One word came to mind when I first met Steve Neavling: Hooper. Hooper as in the oceanographer from the movie Jaws. Neavling looks just like Hooper. The shaggy head of hair. The thick beard. The zeal in his eyes when talking about chasing news. You can see the same things in Richard Dreyfuss' portrayal of the character when chasing sharks.

Neavling has spent the last 15 years as a journalist, working for the likes of the Bay City Times and the Detroit Free Press before launching Motor City Muckraker nearly two years ago. The online news site covers the city of Detroit proper, and it has surprised everyone with its staying power.

I had my doubts when I first interviewed Neavling about his initial ambitions for the online news site. Hyperlocal news ventures are almost a dime a dozen, and many don't last long. Apparently I wasn't alone back then. Neavling had similar thoughts when he started out.

"I thought it would just be a site I could have until I found another job," Neavling says. "That way I could still keep writing."

Back to Jaws. The similarities between Neavling and Hooper aren't just physical. Hooper drew upon a family fortune to open the door for him to pursue his lifelong passion of shark research. Neavling doesn’t have the family fortune, but the low barriers of entry for launching, maintaining and monetizing a blog made it possible for him to keep living his childhood dreams of breaking stories in the big city.

It only took a month or two before Neavling realized he wanted to turn Motor City Muckraker into his business. He focused on building an audience before making money and got hooked on the freedom that comes with being your own boss. The cost of chasing that dream proved largely inconsequential.

"I didn’t want to give up the liberty to pursue the angles of stories I wanted to pursue," Neavling says. "I got used to living without all of the money I used to have."

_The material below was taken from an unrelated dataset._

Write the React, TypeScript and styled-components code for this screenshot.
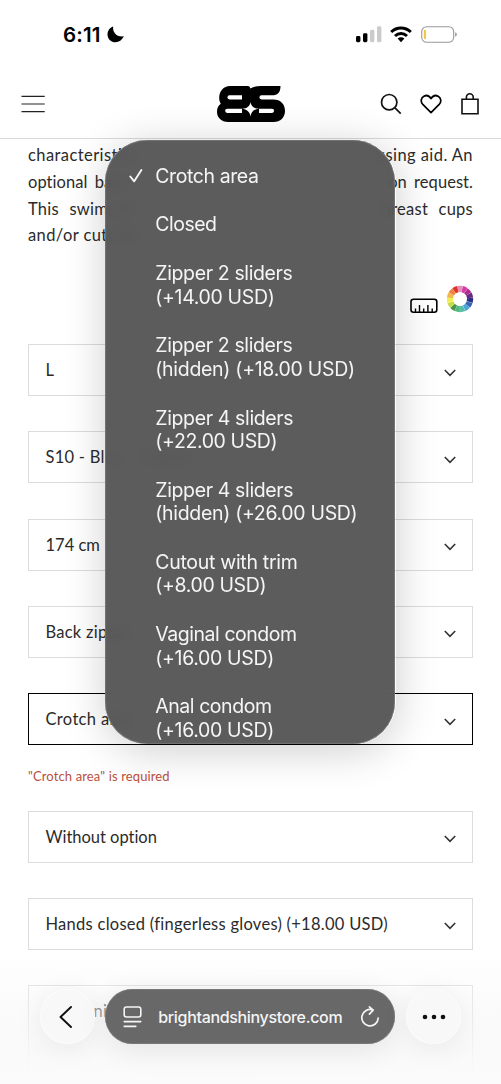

For instance, Neavling points to Motor City Muckraker’s recent expose on local taggers and revealing their identities. Neavling believes that is not a story he could have easily pursued at the Detroit Free Press because of the built-in legal hoops and administrative approval required. He adds that "newspapers have sort of an old white man syndrome" that makes them gun shy.

"That would have taken me months and months to get that through the Free Press," Neavling says. "When I was ready to run it, I ran it."

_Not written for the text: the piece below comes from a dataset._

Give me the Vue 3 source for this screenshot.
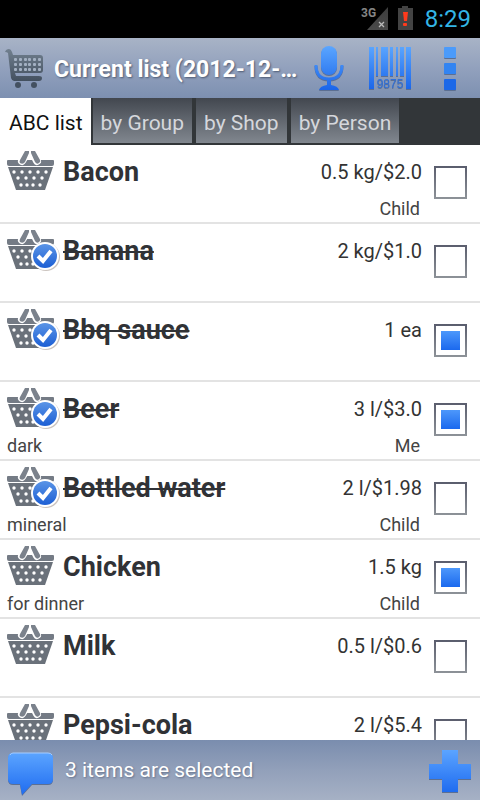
<script setup>
import { ref, computed } from 'vue'

const tabs = ['ABC list', 'by Group', 'by Shop', 'by Person']
const activeTab = ref('ABC list')

const items = ref([
  { name: 'Bacon', amount: '0.5 kg/$2.0', note: '', person: 'Child', bought: false, selected: false },
  { name: 'Banana', amount: '2 kg/$1.0', note: '', person: '', bought: true, selected: false },
  { name: 'Bbq sauce', amount: '1 ea', note: '', person: '', bought: true, selected: true },
  { name: 'Beer', amount: '3 l/$3.0', note: 'dark', person: 'Me', bought: true, selected: true },
  { name: 'Bottled water', amount: '2 l/$1.98', note: 'mineral', person: 'Child', bought: true, selected: false },
  { name: 'Chicken', amount: '1.5 kg', note: 'for dinner', person: 'Child', bought: false, selected: true },
  { name: 'Milk', amount: '0.5 l/$0.6', note: '', person: '', bought: false, selected: false },
  { name: 'Pepsi-cola', amount: '2 l/$5.4', note: '', person: '', bought: false, selected: false },
])
const selectedCount = computed(() => items.value.filter((i) => i.selected).length)

const cartHoles = [14, 19, 24, 28, 33, 38]
const cartRows = [20, 25, 30]
const basketHoles = [
  [14, 27], [22, 27], [30, 27], [38, 27], [46, 27],
  [18, 33], [26, 33], [34, 33], [42, 33],
  [21, 40], [27, 40], [33, 40], [40, 40],
]
const bars = [[9, 5, 42], [16, 2, 29], [21, 7, 29], [30, 3, 29], [36, 2, 29], [40, 4, 29], [46, 5, 42]]
</script>

<template>
  <div class="app">
    <div class="status">
      <svg class="signal" viewBox="0 0 60 38" aria-hidden="true">
        <defs>
          <linearGradient id="sig" x1="0" y1="0" x2="0" y2="1">
            <stop offset="0" stop-color="#3c3c3c" /><stop offset="1" stop-color="#4a4a4a" />
          </linearGradient>
        </defs>
        <text x="0" y="17" class="net">3G</text>
        <path d="M27 7V30H6Z" fill="url(#sig)" />
        <path d="M18 22L23 27M23 22L18 27" stroke="#bbb" stroke-width="1.3" />
        <path d="M41 6h6v2h5v22H37V8h4Z" fill="#434343" />
        <path d="M42 12h5l-1 9h-3Z" fill="#ff3a1c" />
        <rect x="42" y="23" width="4" height="3" rx="1" fill="#ff3a1c" />
      </svg>
      <span class="clock">8:29</span>
    </div>

    <header class="bar">
      <svg class="cart" viewBox="0 0 54 60" aria-hidden="true">
        <defs>
          <linearGradient id="cartFill" x1="0" y1="0" x2="0" y2="1">
            <stop offset="0" stop-color="#71808f" /><stop offset="1" stop-color="#43505f" />
          </linearGradient>
        </defs>
        <path
          d="M5 14Q6 11 9 11Q11 11 12 14L13 17H40Q43 17 43 20V32Q43 35 40 35H15L16 38H39Q42 38 42 40Q42 43 39 43H14Q12 43 11 40L8 15Q7 14 5 14Z"
          fill="url(#cartFill)"
        />
        <circle cx="18" cy="47" r="3" fill="#435060" />
        <circle cx="34" cy="47" r="3" fill="#435060" />
        <g fill="#a3b0c2">
          <template v-for="y in cartRows" :key="y">
            <rect v-for="x in cartHoles" :key="x" :x="x" :y="y" width="3" height="3" rx="1" />
          </template>
        </g>
      </svg>
      <h1 class="title">Current list (2012-12-…</h1>
      <button class="tool" type="button" aria-label="Voice input">
        <svg viewBox="0 0 60 60" class="glyph">
          <defs>
            <linearGradient id="blue" gradientUnits="userSpaceOnUse" x1="0" y1="8" x2="0" y2="54">
              <stop offset="0" stop-color="#5ba6ff" /><stop offset="1" stop-color="#1762e8" />
            </linearGradient>
          </defs>
          <rect x="21" y="8" width="16" height="29" rx="8" fill="url(#blue)" />
          <path d="M16 27Q16 41 29 41Q42 41 42 27" fill="none" stroke="url(#blue)" stroke-width="3" />
          <path d="M27 41h4v6q7 1 8 5H19q1-4 8-5Z" fill="url(#blue)" />
        </svg>
      </button>
      <button class="tool" type="button" aria-label="Scan barcode">
        <svg viewBox="0 0 60 60" class="glyph">
          <rect v-for="b in bars" :key="b[0]" :x="b[0]" y="9" :width="b[1]" :height="b[2]" fill="url(#blue)" />
          <text x="30" y="50" class="digits">9875</text>
        </svg>
      </button>
      <button class="tool" type="button" aria-label="Menu">
        <svg viewBox="0 0 60 60" class="glyph">
          <rect x="24" y="9" width="12" height="11" rx="1" fill="#4b9bfb" />
          <rect x="24" y="25" width="12" height="11" rx="1" fill="#3284f2" />
          <rect x="24" y="41" width="12" height="11" rx="1" fill="#1b68e8" />
        </svg>
      </button>
    </header>

    <nav class="tabs">
      <button
        v-for="tab in tabs"
        :key="tab"
        type="button"
        class="tab"
        :class="{ active: tab === activeTab }"
        @click="activeTab = tab"
      >{{ tab }}</button>
    </nav>

    <ul class="list">
      <li v-for="(item, i) in items" :key="item.name" class="row">
        <div class="info">
          <div class="line">
            <svg class="basket" viewBox="0 0 63 48" aria-hidden="true">
              <defs>
                <linearGradient id="check" x1="0" y1="0" x2="0" y2="1">
                  <stop offset="0" stop-color="#5a94e6" /><stop offset="1" stop-color="#1d5fd4" />
                </linearGradient>
              </defs>
              <path d="M8 15H53Q54 15 54 16V19Q54 21 52 21H9Q7 21 7 19V16Q7 15 8 15Z" fill="#747b85" />
              <path d="M8 22H53L45 45H16Z" fill="#6a717a" />
              <path d="M22 16L27 8M37 16L33 8" stroke="#fff" stroke-width="8" stroke-linecap="round" />
              <path d="M25 6H29V8L25 17Q23 20 20 18Q19 17 20 15ZM31 6H35L40 15Q41 17 39 18Q37 20 35 17L31 8Z" fill="#7b828c" />
              <circle v-for="h in basketHoles" :key="h.join()" :cx="h[0]" :cy="h[1]" r="1.7" fill="#fff" />
              <g v-if="item.bought">
                <circle cx="46" cy="33" r="14" fill="#6b5548" opacity="0.35" />
                <circle cx="45" cy="32" r="14" fill="#fff" />
                <circle cx="45" cy="32" r="12" fill="url(#check)" />
                <path d="M38 32L43 37L51 27" fill="none" stroke="#fff" stroke-width="4" />
              </g>
            </svg>
            <label class="name" :class="{ bought: item.bought }" :for="'item-' + i">{{ item.name }}</label>
            <span class="amount">{{ item.amount }}</span>
          </div>
          <div class="sub">
            <span>{{ item.note }}</span>
            <span>{{ item.person }}</span>
          </div>
        </div>
        <input :id="'item-' + i" v-model="item.selected" type="checkbox" class="box" />
      </li>
    </ul>

    <footer class="bottom">
      <button class="tool" type="button" aria-label="Comments">
        <svg viewBox="0 0 60 60" class="glyph">
          <defs>
            <linearGradient id="bubble" x1="0" y1="0" x2="0" y2="1">
              <stop offset="0" stop-color="#5ba4ff" /><stop offset="1" stop-color="#1f6cf0" />
            </linearGradient>
          </defs>
          <path d="M13 13H48Q53 13 53 18V39Q53 44 48 44H32L22 55L20 44H13Q8 44 8 39V18Q8 13 13 13Z" fill="url(#bubble)" />
          <path d="M10 15Q11 13 13 13H48Q51 13 52 15" fill="none" stroke="#a5ccff" />
        </svg>
      </button>
      <span class="summary">{{ selectedCount }} items are selected</span>
      <button class="tool" type="button" aria-label="Add item">
        <svg viewBox="0 0 60 60" class="glyph">
          <path d="M22 10H38V24H51V39H38V52H22V39H9V24H22Z" fill="url(#bubble)" />
        </svg>
      </button>
    </footer>
  </div>
</template>

<style>
body {
  background: #fff;
}
</style>

<style scoped>
.app {
  display: flex;
  flex-direction: column;
  height: 100vh;
  overflow: hidden;
  font-family: Roboto, "Liberation Sans", sans-serif;
  color: #333;
}
.status {
  display: flex;
  flex: none;
  align-items: center;
  justify-content: flex-end;
  height: 38px;
  padding-right: 9px;
  background: #000;
}
.signal {
  width: 60px;
  height: 38px;
}
.net {
  font-size: 12px;
  font-weight: 700;
  fill: #858585;
}
.clock {
  margin-left: 4px;
  font-size: 24px;
  line-height: 40px;
  color: #33b5e5;
}
.bar {
  display: flex;
  flex: none;
  align-items: center;
  height: 60px;
  background: linear-gradient(#a8b3c6, #92a1bd 50%, #7d90b1);
}
.cart {
  flex: none;
  width: 54px;
  height: 60px;
}
.title {
  flex: 1;
  min-width: 0;
  padding-top: 4px;
  margin: 0;
  overflow: hidden;
  font-size: 23px;
  font-weight: 700;
  line-height: 56px;
  color: #fff;
  text-overflow: ellipsis;
  text-shadow: 1px 1px 2px #4d5a72;
  white-space: nowrap;
}
.tool {
  flex: none;
  width: 60px;
  height: 60px;
  padding: 0;
  background: none;
  border: 0;
}
.glyph {
  display: block;
  width: 60px;
  height: 60px;
  filter: drop-shadow(0 1px 0 #5c6f92);
}
.digits {
  font-size: 12px;
  fill: #2e6fd8;
  text-anchor: middle;
}
.tabs {
  display: flex;
  flex: none;
  gap: 4px;
  height: 47px;
  background: #323639;
}
.tab {
  height: 45px;
  padding: 4px 8px 0;
  font-family: inherit;
  font-size: 21px;
  line-height: 40px;
  color: #d5d7dc;
  background: linear-gradient(#42474f, #81878f);
  border: 0;
}
.tab.active {
  height: 47px;
  padding: 2px 8px 0 9px;
  margin-right: -2px;
  color: #111;
  background: #fff;
}
.list {
  flex: 1;
  min-height: 0;
  padding: 0;
  margin: 0;
  overflow: hidden;
  list-style: none;
}
.row {
  display: flex;
  height: 77px;
  padding-right: 13px;
  border-bottom: 2px solid #e3e3e3;
}
.info {
  flex: 1;
  min-width: 0;
}
.line {
  display: flex;
  height: 52px;
}
.basket {
  flex: none;
  width: 63px;
  height: 48px;
}
.name {
  flex: 1;
  font-size: 27px;
  font-weight: 700;
  line-height: 54px;
  color: #303236;
}
.bought {
  text-decoration: line-through;
  text-decoration-thickness: 2px;
}
.amount {
  padding-right: 12px;
  font-size: 20px;
  line-height: 54px;
}
.sub {
  display: flex;
  justify-content: space-between;
  padding: 0 14px 0 7px;
  font-size: 18px;
  line-height: 24px;
  color: #444;
}
.box {
  display: grid;
  flex: none;
  place-items: center;
  width: 33px;
  height: 33px;
  margin: 21px 0 0;
  appearance: none;
  background: linear-gradient(#fff, #fff) padding-box, linear-gradient(#5a5d6d, #8d9298) border-box;
  border: 2px solid transparent;
}
.box:checked::before {
  width: 19px;
  height: 19px;
  content: "";
  background: linear-gradient(#4d98fb, #1b69ee);
}
.bottom {
  display: flex;
  flex: none;
  align-items: center;
  height: 60px;
  background: linear-gradient(#7a8dae, #92a0ba 50%, #a6b1c5);
}
.summary {
  flex: 1;
  padding-left: 5px;
  font-size: 21px;
  line-height: 60px;
  color: #fff;
  text-shadow: 1px 1px 2px #66738c;
}
</style>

That sort of work comes at a price. Neavling believes one of the taggers started posting a wanted poster with his picture on it calling him a "journalist imposter" around town. In another case, a man brandished a handgun at Neavling while he was reporting a story. It's all in a day's work for Neavling, but without the shark-proof cage.

The reason he can make Motor City Muckraker work is because it's a passion play. He and his girlfriend, Abigail Shah, are willing to run a barebones operation from their Midtown apartment, make enough money to live on, and still come up with consistently compelling content that seemingly everyone has an opinion about. It's glamorous in the way a band touring through small venues in a van basks in the indie rockstar lifestyle.

"That's the big difference," Neavling says. "If I didn’t have the passion to work 16 hours a day it wouldn't work. You have to be constantly feeding people information. That's how you make it work."

Like shark hunting, it's not a terribly profitable venture to pursue. Neavling and Shah make it work by generating revenue from AdSense and selling a few banner ads on the website. They also just held a crowdfunding campaign that sold 65 Motor City Muckraker t-shirts. The $1,300 raised will help pay for freelance content on the website, which is meant to help grow it beyond being just Neavling with a blog.

It's not a lot of money but it’s growing, and it’s enough to keep Neavling and Shah doing what they’re doing. Knowing Neavling, he’s not coming back to dry land until he gets his shark.

"I can't see myself doing anything else," Neavling says. "It's that simple."